For any relationship label E, e.g., , by default there can be multiple relationships from any node v both in the forward and backward direction. In database terminology, relationships are by default many-to-many. For example in the first Follows example above: (i) any User node v can follow multiple User nodes; and (ii) be followed by multiple User nodes. You can also constrain the multiplicity to at most 1 (we don’t yet support exactly 1 semantics as in foreign key constraints in relational systems) in either direction. You can restrict the multiplicities for two reasons:

  1. Constraint: Multiplicities can serve as constraints you would like to enforce (e..g, you want Kùzu to error if an application tries to add a second relationship of a particular label to some node)
  2. Performance: Kùzu can store 1-to-1, many-to-1, or 1-to-many relationships (explained momentarily) in more efficient/compressed format, which is also faster to scan.

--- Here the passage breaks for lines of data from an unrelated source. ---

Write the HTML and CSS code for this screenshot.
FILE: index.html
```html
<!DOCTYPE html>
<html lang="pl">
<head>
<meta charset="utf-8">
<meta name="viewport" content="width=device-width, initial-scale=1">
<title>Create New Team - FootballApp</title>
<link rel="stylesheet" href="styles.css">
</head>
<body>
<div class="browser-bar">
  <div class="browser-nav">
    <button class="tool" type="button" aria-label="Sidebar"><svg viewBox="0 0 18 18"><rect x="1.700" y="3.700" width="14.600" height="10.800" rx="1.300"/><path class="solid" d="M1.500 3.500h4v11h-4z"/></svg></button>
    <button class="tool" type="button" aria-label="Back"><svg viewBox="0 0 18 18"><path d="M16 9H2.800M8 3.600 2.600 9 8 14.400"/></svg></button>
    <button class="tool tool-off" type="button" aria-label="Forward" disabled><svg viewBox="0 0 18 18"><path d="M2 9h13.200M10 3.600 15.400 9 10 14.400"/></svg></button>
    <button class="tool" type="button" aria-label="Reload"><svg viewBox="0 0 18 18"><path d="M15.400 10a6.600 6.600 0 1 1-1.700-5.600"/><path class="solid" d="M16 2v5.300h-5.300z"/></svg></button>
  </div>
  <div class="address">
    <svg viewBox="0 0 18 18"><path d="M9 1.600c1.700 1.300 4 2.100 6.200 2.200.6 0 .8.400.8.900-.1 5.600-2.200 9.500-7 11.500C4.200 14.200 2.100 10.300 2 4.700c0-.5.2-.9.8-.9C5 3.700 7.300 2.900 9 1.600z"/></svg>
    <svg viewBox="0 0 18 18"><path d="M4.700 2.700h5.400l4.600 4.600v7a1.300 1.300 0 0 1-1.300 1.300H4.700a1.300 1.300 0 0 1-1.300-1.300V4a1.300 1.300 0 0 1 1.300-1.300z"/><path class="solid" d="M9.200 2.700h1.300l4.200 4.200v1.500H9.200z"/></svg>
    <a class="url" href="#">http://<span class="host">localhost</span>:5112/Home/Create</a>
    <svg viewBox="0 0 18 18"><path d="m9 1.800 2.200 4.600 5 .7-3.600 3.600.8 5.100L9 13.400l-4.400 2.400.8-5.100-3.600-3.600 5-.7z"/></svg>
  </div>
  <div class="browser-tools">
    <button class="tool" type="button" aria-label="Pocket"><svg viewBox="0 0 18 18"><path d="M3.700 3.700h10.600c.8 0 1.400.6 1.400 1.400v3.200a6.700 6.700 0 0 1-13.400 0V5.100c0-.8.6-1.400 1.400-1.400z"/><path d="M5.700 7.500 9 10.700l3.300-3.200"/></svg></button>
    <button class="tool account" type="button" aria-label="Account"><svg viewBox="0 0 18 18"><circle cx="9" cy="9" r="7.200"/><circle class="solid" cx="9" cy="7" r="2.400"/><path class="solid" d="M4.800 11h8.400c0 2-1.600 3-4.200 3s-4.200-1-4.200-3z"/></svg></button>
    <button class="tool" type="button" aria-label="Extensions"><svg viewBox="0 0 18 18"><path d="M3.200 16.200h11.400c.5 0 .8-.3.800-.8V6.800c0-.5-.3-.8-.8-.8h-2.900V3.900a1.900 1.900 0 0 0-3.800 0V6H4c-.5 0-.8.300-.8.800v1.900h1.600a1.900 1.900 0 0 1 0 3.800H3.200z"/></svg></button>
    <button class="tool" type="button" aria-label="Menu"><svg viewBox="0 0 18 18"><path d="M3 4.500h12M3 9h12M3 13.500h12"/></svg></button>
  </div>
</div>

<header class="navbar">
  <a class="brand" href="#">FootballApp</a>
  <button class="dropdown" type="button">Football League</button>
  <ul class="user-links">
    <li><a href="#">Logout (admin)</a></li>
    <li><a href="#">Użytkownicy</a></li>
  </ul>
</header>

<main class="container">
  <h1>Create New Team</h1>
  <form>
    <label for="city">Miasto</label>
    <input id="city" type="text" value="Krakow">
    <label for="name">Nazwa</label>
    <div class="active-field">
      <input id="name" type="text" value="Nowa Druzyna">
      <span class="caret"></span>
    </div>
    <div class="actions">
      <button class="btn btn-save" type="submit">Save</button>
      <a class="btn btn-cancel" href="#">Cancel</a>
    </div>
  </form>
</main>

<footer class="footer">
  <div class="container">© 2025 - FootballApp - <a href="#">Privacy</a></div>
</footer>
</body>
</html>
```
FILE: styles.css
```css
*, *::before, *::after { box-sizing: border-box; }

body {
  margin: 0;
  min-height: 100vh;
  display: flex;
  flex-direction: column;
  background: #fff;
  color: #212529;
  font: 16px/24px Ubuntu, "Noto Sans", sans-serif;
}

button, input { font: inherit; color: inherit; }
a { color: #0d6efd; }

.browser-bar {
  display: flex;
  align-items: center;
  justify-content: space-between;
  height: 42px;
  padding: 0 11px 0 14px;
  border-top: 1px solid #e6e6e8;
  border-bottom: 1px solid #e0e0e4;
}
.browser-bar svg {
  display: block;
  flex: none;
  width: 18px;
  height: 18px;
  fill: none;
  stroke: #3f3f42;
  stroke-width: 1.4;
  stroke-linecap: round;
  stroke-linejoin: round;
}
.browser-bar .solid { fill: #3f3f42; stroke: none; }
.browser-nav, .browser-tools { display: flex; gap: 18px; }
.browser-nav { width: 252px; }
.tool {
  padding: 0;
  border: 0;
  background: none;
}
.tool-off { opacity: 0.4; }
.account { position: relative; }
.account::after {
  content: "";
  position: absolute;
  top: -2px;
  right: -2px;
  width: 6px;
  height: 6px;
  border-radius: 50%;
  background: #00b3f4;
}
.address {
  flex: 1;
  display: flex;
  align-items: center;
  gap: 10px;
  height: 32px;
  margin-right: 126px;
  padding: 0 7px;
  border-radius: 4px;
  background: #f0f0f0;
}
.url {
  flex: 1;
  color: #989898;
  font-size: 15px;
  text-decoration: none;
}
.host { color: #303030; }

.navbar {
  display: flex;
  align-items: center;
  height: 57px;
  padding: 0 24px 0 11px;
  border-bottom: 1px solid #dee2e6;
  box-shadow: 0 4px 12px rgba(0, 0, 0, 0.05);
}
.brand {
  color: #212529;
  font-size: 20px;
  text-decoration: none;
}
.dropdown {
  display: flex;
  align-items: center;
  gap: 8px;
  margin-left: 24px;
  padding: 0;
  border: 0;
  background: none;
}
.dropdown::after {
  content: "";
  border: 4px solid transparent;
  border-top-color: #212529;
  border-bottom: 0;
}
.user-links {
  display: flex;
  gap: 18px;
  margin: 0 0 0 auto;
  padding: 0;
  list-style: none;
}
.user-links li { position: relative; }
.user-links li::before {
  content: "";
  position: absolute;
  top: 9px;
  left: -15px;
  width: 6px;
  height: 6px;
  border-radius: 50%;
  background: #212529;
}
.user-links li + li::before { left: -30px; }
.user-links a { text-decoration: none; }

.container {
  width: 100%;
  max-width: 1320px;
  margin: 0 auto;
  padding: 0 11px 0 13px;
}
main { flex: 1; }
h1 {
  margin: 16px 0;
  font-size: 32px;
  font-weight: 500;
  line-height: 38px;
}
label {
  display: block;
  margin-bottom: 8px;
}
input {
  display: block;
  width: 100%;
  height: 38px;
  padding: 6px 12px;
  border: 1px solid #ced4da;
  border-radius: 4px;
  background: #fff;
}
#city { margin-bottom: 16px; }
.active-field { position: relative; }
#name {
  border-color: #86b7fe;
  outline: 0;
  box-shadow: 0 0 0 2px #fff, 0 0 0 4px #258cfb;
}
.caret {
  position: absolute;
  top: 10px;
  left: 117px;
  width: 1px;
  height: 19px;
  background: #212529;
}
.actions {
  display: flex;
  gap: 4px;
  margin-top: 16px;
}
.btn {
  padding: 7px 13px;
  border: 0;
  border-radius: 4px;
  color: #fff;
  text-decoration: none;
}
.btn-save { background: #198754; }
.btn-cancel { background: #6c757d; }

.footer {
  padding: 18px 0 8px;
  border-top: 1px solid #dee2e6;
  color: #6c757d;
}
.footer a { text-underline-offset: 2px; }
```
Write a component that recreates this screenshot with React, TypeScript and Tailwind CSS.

You can optionally declare the multiplicity of relationships by adding MANY_MANY, ONE_MANY, MANY_ONE, or ONE_ONE clauses to the end of the CREATE REL TABLE command. Below are a few examples:

CREATE REL TABLE LivesIn(FROM User TO City, MANY_ONE)

The DDL shown above indicates that LivesIn has n-1 multiplicity. This command enforces an additional constraint that each User node v might live in at most one City node (assuming our database has City nodes). It does not put any constraint in the “backward” direction, i.e., there can be multiple Users living in the same City. As another example to explain the semantics of multiplicity constraints in the presence of multiple node labels, consider the following:

CREATE REL TABLE Likes(FROM Pet TO User, ONE_MANY)

The DDL above indicates that Likes has 1-to-n multiplicity. This DDL command enforces the constraint that each User node v might be Liked by one Pet node. It does not place any constraints in the forward direction, i.e., each Pet node might know multiple Users.

In general in a relationship E’s multiplicity, if the “source side” is ONE, then for each node v that can be the destination of E relationships, v can have at most one backward edge. If the “destination side” is ONE, then each node v that can be the source of E relationships, v can have at most one forward edge.

Create relationship table group

You can use relationship table groups to gain added flexibility in your data modelling, by defining a relationship table with multiple node table pairs. This is done via the CREATE REL TABLE GROUP statement. This has a similar syntax to CREATE REL TABLE, but uses multiple FROM ... TO ... clauses. Internally, a relationship table group defines a relationship table for each FROM ... TO ... block. Any query to a relationship table group is treated as a query on the union of all relationship tables in the group.

CREATE REL TABLE GROUP Knows (FROM User To User, FROM User to City, year INT64);

The statement above creates a Knows_User_User rel table and a Knows_User_City rel table. And a Knows rel table group refering these two rel tables.

CALL SHOW_TABLES() RETURN *;

Output:

----------------------------------------------
| TableName | TableType | TableComment |
----------------------------------------------
| Knows | REL_GROUP | |
----------------------------------------------
| Knows_User_City | REL | |
----------------------------------------------
| Knows_User_User | REL | |
----------------------------------------------
| User | NODE | |
----------------------------------------------
| City | NODE | |
----------------------------------------------

A relationship table group can be used as a regular relationship table for querying purposes.

MATCH (a:User)-[:Knows]->(b) RETURN *;

The query above is equivalent to the following:

MATCH (a:User)-[:Knows_User_User|:Knows_User_city]->(b) RETURN *;

As you can imagine, the more relationships you want to selectively query on, the more useful relationship table groups become.

Create table if not exists

If the given table name already exists in the database, Kùzu throws an exception when you try to create it. To avoid the exception being raised, use the IF NOT EXISTS clause. This tells Kùzu to do nothing when the given table name already exists in the database.

Example:

CREATE NODE TABLE IF NOT EXISTS UW(ID INT64, PRIMARY KEY(ID))

This query tells Kùzu to only create the UW table if it doesn’t exist.

The same applies to relationship tables as well.